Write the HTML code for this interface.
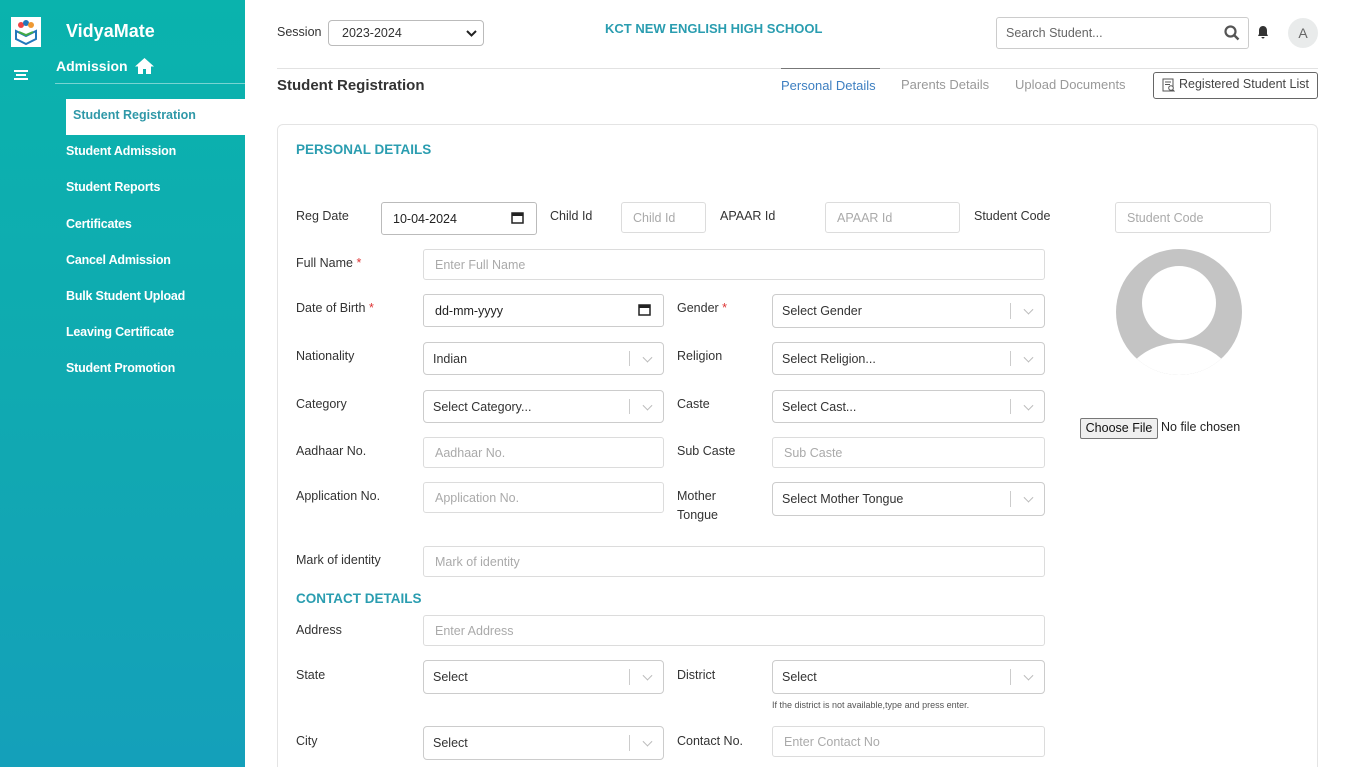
<!DOCTYPE html>
<html style="overflow:hidden;height:767px"><head><meta charset="utf-8"><style>
*{box-sizing:border-box;margin:0;padding:0}
body{width:1348px;height:767px;overflow:hidden;background:#fff;font-family:"Liberation Sans",sans-serif;position:relative;color:#333}
.a{position:absolute}
#sb{left:0;top:0;width:245px;height:767px;background:linear-gradient(180deg,#0ab3ad 0%,#11a8b2 60%,#14a0ba 100%)}
.mi{position:absolute;left:66px;color:#fff;font-weight:bold;font-size:12.5px;letter-spacing:-0.2px}
.lbl{position:absolute;font-size:12.5px;color:#333;line-height:19px}
.in{position:absolute;border:1px solid #dcdcdc;border-radius:3px;font-size:12.5px;color:#aaa;padding-left:11px;display:flex;align-items:center;background:#fff}
.sel{position:absolute;border:1px solid #ccc;border-radius:4px;font-size:12.5px;color:#333;padding-left:9px;display:flex;align-items:center;background:#fff}
.sel:after{content:"";position:absolute;right:33px;top:8px;bottom:8px;border-left:1px solid #ccc}
.sel.n:after{display:none}
.sel i{position:absolute;right:12px;top:50%;width:7px;height:7px;border-right:1.5px solid #bbb;border-bottom:1.5px solid #bbb;transform:translateY(-70%) rotate(45deg)}
.req{color:#d33}
.h{position:absolute;color:#2a9db0;font-size:13.5px;font-weight:bold}
</style></head><body>
<div id="sb" class="a">
  <div class="a" style="left:11px;top:17px;width:30px;height:30px;background:#fff">
    <svg width="30" height="30" viewBox="0 0 30 30"><circle cx="10" cy="8" r="3" fill="#e44"/><circle cx="15" cy="6" r="3" fill="#27b"/><circle cx="20" cy="8" r="3" fill="#e93"/><path d="M5 14l10 5 10-5v8l-10 5-10-5z" fill="none" stroke="#27b" stroke-width="2"/><path d="M8 15l7 3 7-3" stroke="#4a4" stroke-width="2" fill="none"/></svg>
  </div>
  <div class="a" style="left:66px;top:21px;color:#fff;font-weight:bold;font-size:18px">VidyaMate</div>
  <div class="a" style="left:14px;top:70px;width:14px">
    <div style="height:2px;background:#fff;margin-bottom:2px"></div><div style="height:2px;background:#fff;margin:0 2px 2px"></div><div style="height:2px;background:#fff"></div>
  </div>
  <div class="a" style="left:56px;top:58px;color:#fff;font-weight:bold;font-size:14px">Admission</div>
  <svg class="a" style="left:134px;top:57px" width="21" height="18" viewBox="0 0 21 18"><path d="M10.5 1L1 9.5h3V17h5v-5h3v5h5V9.5h3z" fill="#fff"/></svg>
  <div class="a" style="left:55px;top:83px;width:190px;height:1px;background:rgba(255,255,255,.45)"></div>
  <div class="a" style="left:66px;top:99px;width:179px;height:36px;background:#fff"></div>
  <div class="a" style="left:73px;top:108px;color:#2f98a8;font-weight:bold;font-size:12.5px">Student Registration</div>
  <div class="mi" style="top:144px">Student Admission</div>
  <div class="mi" style="top:180px">Student Reports</div>
  <div class="mi" style="top:217px">Certificates</div>
  <div class="mi" style="top:253px">Cancel Admission</div>
  <div class="mi" style="top:289px">Bulk Student Upload</div>
  <div class="mi" style="top:325px">Leaving Certificate</div>
  <div class="mi" style="top:361px">Student Promotion</div>
</div>

<div class="lbl" style="left:277px;top:23px">Session</div>
<div class="sel n" style="left:328px;top:20px;width:156px;height:26px;padding-left:13px;border-color:#bbb">2023-2024<svg class="a" style="right:6px;top:9px" width="11" height="8"><path d="M1 1l4.5 4.5L10 1" stroke="#222" stroke-width="2" fill="none"/></svg></div>
<div class="a" style="left:605px;top:21px;color:#2a9db0;font-weight:bold;font-size:13px">KCT NEW ENGLISH HIGH SCHOOL</div>
<div class="in" style="left:996px;top:17px;width:253px;height:32px;border-color:#ccc;color:#666;padding-left:9px">Search Student...</div>
<svg class="a" style="left:1224px;top:25px" width="16" height="16"><circle cx="6.5" cy="6.5" r="5" stroke="#555" stroke-width="2.2" fill="none"/><path d="M10 10l4.5 4.5" stroke="#555" stroke-width="2.4"/></svg>
<svg class="a" style="left:1257px;top:25px" width="12" height="14"><path d="M6 1c-2.5 0-4 2-4 4.5V9L1 11h10l-1-2V5.5C10 3 8.5 1 6 1zM4.5 12a1.5 1.5 0 003 0z" fill="#333"/></svg>
<div class="a" style="left:1288px;top:18px;width:30px;height:30px;border-radius:50%;background:#e9ebeb;color:#666;font-size:14px;text-align:center;line-height:30px">A</div>
<div class="a" style="left:277px;top:68px;width:1041px;height:1px;background:#e2e2e2"></div>
<div class="a" style="left:781px;top:68px;width:99px;height:1px;background:#777"></div>
<div class="a" style="left:277px;top:77px;font-weight:bold;font-size:15px;color:#333">Student Registration</div>
<div class="a" style="left:781px;top:78px;font-size:13px;color:#3d7fc1">Personal Details</div>
<div class="a" style="left:901px;top:77px;font-size:13px;color:#999">Parents Details</div>
<div class="a" style="left:1015px;top:77px;font-size:13px;color:#999">Upload Documents</div>
<div class="a" style="left:1153px;top:72px;width:165px;height:27px;border:1px solid #666;border-radius:3px;font-size:12.5px;color:#444;padding:4px 0 0 25px;white-space:nowrap">Registered Student List</div>
<svg class="a" style="left:1162px;top:78px" width="14" height="15"><rect x="1" y="1" width="10" height="12" fill="none" stroke="#555"/><path d="M3 4h6M3 6.5h5" stroke="#555"/><circle cx="9" cy="10" r="2.3" fill="#fff" stroke="#555"/><path d="M10.5 11.5l2 2" stroke="#555"/></svg>

<div class="a" style="left:277px;top:124px;width:1041px;height:643px;border:1px solid #e4e4e4;border-bottom:none;border-radius:6px 6px 0 0"></div>
<div class="h" style="left:296px;top:142px">PERSONAL DETAILS</div>

<div class="lbl" style="left:296px;top:207px">Reg Date</div>
<div class="in" style="left:381px;top:202px;width:156px;height:33px;color:#222;border-color:#bbb">10-04-2024</div>
<svg class="a" style="left:511px;top:211px" width="13" height="13"><rect x="1" y="2" width="11" height="10" fill="none" stroke="#222" stroke-width="1.5"/><rect x="1" y="2" width="11" height="3" fill="#222"/></svg>
<div class="lbl" style="left:550px;top:207px">Child Id</div>
<div class="in" style="left:621px;top:202px;width:85px;height:31px">Child Id</div>
<div class="lbl" style="left:720px;top:207px">APAAR Id</div>
<div class="in" style="left:825px;top:202px;width:135px;height:31px">APAAR Id</div>
<div class="lbl" style="left:974px;top:207px">Student Code</div>
<div class="in" style="left:1115px;top:202px;width:156px;height:31px">Student Code</div>

<div class="lbl" style="left:296px;top:254px">Full Name <span class="req">*</span></div>
<div class="in" style="left:423px;top:249px;width:622px;height:31px">Enter Full Name</div>

<div class="lbl" style="left:296px;top:299px">Date of Birth <span class="req">*</span></div>
<div class="in" style="left:423px;top:294px;width:241px;height:33px;color:#222;border-color:#ccc">dd-mm-yyyy</div>
<svg class="a" style="left:638px;top:303px" width="13" height="13"><rect x="1" y="2" width="11" height="10" fill="none" stroke="#222" stroke-width="1.5"/><rect x="1" y="2" width="11" height="3" fill="#222"/></svg>
<div class="lbl" style="left:677px;top:299px">Gender <span class="req">*</span></div>
<div class="sel" style="left:772px;top:294px;width:273px;height:34px">Select Gender<i></i></div>

<div class="lbl" style="left:296px;top:347px">Nationality</div>
<div class="sel" style="left:423px;top:342px;width:241px;height:33px">Indian<i></i></div>
<div class="lbl" style="left:677px;top:347px">Religion</div>
<div class="sel" style="left:772px;top:342px;width:273px;height:33px">Select Religion...<i></i></div>

<div class="lbl" style="left:296px;top:395px">Category</div>
<div class="sel" style="left:423px;top:390px;width:241px;height:33px">Select Category...<i></i></div>
<div class="lbl" style="left:677px;top:395px">Caste</div>
<div class="sel" style="left:772px;top:390px;width:273px;height:33px">Select Cast...<i></i></div>

<div class="lbl" style="left:296px;top:442px">Aadhaar No.</div>
<div class="in" style="left:423px;top:437px;width:241px;height:31px">Aadhaar No.</div>
<div class="lbl" style="left:677px;top:442px">Sub Caste</div>
<div class="in" style="left:772px;top:437px;width:273px;height:31px">Sub Caste</div>

<div class="lbl" style="left:296px;top:487px">Application No.</div>
<div class="in" style="left:423px;top:482px;width:241px;height:31px">Application No.</div>
<div class="lbl" style="left:677px;top:487px">Mother<br>Tongue</div>
<div class="sel" style="left:772px;top:482px;width:273px;height:34px">Select Mother Tongue<i></i></div>

<div class="lbl" style="left:296px;top:551px">Mark of identity</div>
<div class="in" style="left:423px;top:546px;width:622px;height:31px">Mark of identity</div>

<div class="h" style="left:296px;top:591px">CONTACT DETAILS</div>
<div class="lbl" style="left:296px;top:621px">Address</div>
<div class="in" style="left:423px;top:615px;width:622px;height:31px">Enter Address</div>

<div class="lbl" style="left:296px;top:666px">State</div>
<div class="sel" style="left:423px;top:660px;width:241px;height:34px">Select<i></i></div>
<div class="lbl" style="left:677px;top:666px">District</div>
<div class="sel" style="left:772px;top:660px;width:273px;height:34px">Select<i></i></div>
<div class="a" style="left:772px;top:700px;font-size:9px;color:#555">If the district is not available,type and press enter.</div>

<div class="lbl" style="left:296px;top:732px">City</div>
<div class="sel" style="left:423px;top:726px;width:241px;height:34px">Select<i></i></div>
<div class="lbl" style="left:677px;top:732px">Contact No.</div>
<div class="in" style="left:772px;top:726px;width:273px;height:31px">Enter Contact No</div>

<svg class="a" style="left:1114px;top:248px" width="130" height="130" viewBox="0 0 130 130">
<defs><clipPath id="c"><circle cx="65" cy="64" r="63"/></clipPath></defs>
<circle cx="65" cy="64" r="63" fill="#c4c4c4"/>
<circle cx="65" cy="55" r="37" fill="#fff"/>
<ellipse cx="65" cy="145" rx="58" ry="50" fill="#fff" clip-path="url(#c)"/>
</svg>
<div class="a" style="left:1080px;top:418px;width:78px;height:21px;border:1px solid #777;border-radius:2px;background:#efefef;font-size:12.5px;color:#111;text-align:center;line-height:19px">Choose File</div>
<div class="a" style="left:1161px;top:420px;font-size:12.5px;color:#222">No file chosen</div>
</body></html>
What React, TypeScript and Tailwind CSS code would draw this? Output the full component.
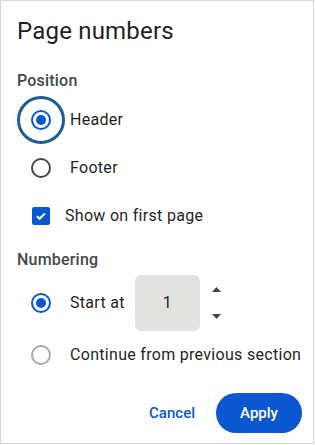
import React from "react";

const font = { fontFamily: "Roboto, 'Noto Sans', sans-serif" };

function Radio({ checked, focused, muted }: { checked?: boolean; focused?: boolean; muted?: boolean }) {
  return (
    <span
      className={`flex h-12 w-12 shrink-0 items-center justify-center rounded-full border-[3px] ${
        focused ? "border-[#1b5e91]" : "border-transparent"
      }`}
    >
      <span
        className={`flex h-5 w-5 items-center justify-center rounded-full border-2 ${
          checked ? "border-[#0b57d0]" : muted ? "border-[#a8a8a8]" : "border-[#444746]"
        }`}
      >
        {checked && <span className="h-2.5 w-2.5 rounded-full bg-[#0b57d0]" />}
      </span>
    </span>
  );
}

export default function App() {
  return (
    <div className="h-[445px] w-[315px] bg-white" style={font}>
      <div className="flex h-[444px] w-[314px] flex-col border border-[#d6d6d6] pl-4 pr-[11px] text-[#1f1f1f]">
        <h1 className="mt-[14px] text-[24px] leading-8 tracking-[0.2px] text-[#1f1f1f]">Page numbers</h1>

        {/* Position */}
        <div className="mt-6 text-[16px] font-medium leading-5 tracking-[0.2px] text-[#444746]">Position</div>
        <div className="mt-[5px] flex h-12 items-center">
          <Radio checked focused />
          <span className="ml-[5px] text-[16px] tracking-[0.3px]">Header</span>
        </div>
        <div className="flex h-12 items-center">
          <Radio />
          <span className="ml-[5px] text-[16px] tracking-[0.3px]">Footer</span>
        </div>
        <div className="flex h-12 items-center">
          <span className="flex h-12 w-12 items-center justify-center">
            <span className="flex h-[18px] w-[18px] items-center justify-center rounded-[2px] bg-[#0b57d0]">
              <svg width="12" height="12" viewBox="0 0 12 12" fill="none">
                <path d="M2 6.2l2.6 2.6L10 3.4" stroke="white" strokeWidth="2" />
              </svg>
            </span>
          </span>
          <span className="text-[16px] tracking-[0.3px]">Show on first page</span>
        </div>

        {/* Numbering */}
        <div className="mt-[10px] text-[16px] font-medium leading-5 tracking-[0.2px] text-[#444746]">Numbering</div>
        <div className="mt-[5px] flex h-14 items-center">
          <Radio checked />
          <span className="ml-[5px] text-[16px] tracking-[0.3px]">Start at</span>
          <div className="ml-[10px] flex h-14 w-[65px] items-center justify-center rounded-md bg-[#e2e3e1] text-[16px]">
            1
          </div>
          <div className="ml-3 flex h-14 flex-col justify-between py-[12px]">
            <svg width="9" height="5" viewBox="0 0 9 5">
              <path d="M0 5L4.5 0L9 5Z" fill="#444746" />
            </svg>
            <svg width="9" height="5" viewBox="0 0 9 5">
              <path d="M0 0L4.5 5L9 0Z" fill="#444746" />
            </svg>
          </div>
        </div>
        <div className="flex h-12 items-center">
          <Radio muted />
          <span className="ml-[5px] whitespace-nowrap text-[16px] tracking-[0.3px]">Continue from previous section</span>
        </div>

        {/* Actions */}
        <div className="mt-[14px] flex items-center justify-end">
          <button className="mr-[21px] text-[15px] font-medium text-[#0b57d0]">Cancel</button>
          <button className="h-10 w-[86px] rounded-full bg-[#0b57d0] text-[15px] font-medium text-white">
            Apply
          </button>
        </div>
      </div>
    </div>
  );
}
=======
▶ _SHORT TASK_: Scan the data above and copy every line with "this" in it.

▶ _WRITTEN SOLUTION_:
Write the HTML code for this interface.
What React, TypeScript and Tailwind CSS code would draw this? Output the full component.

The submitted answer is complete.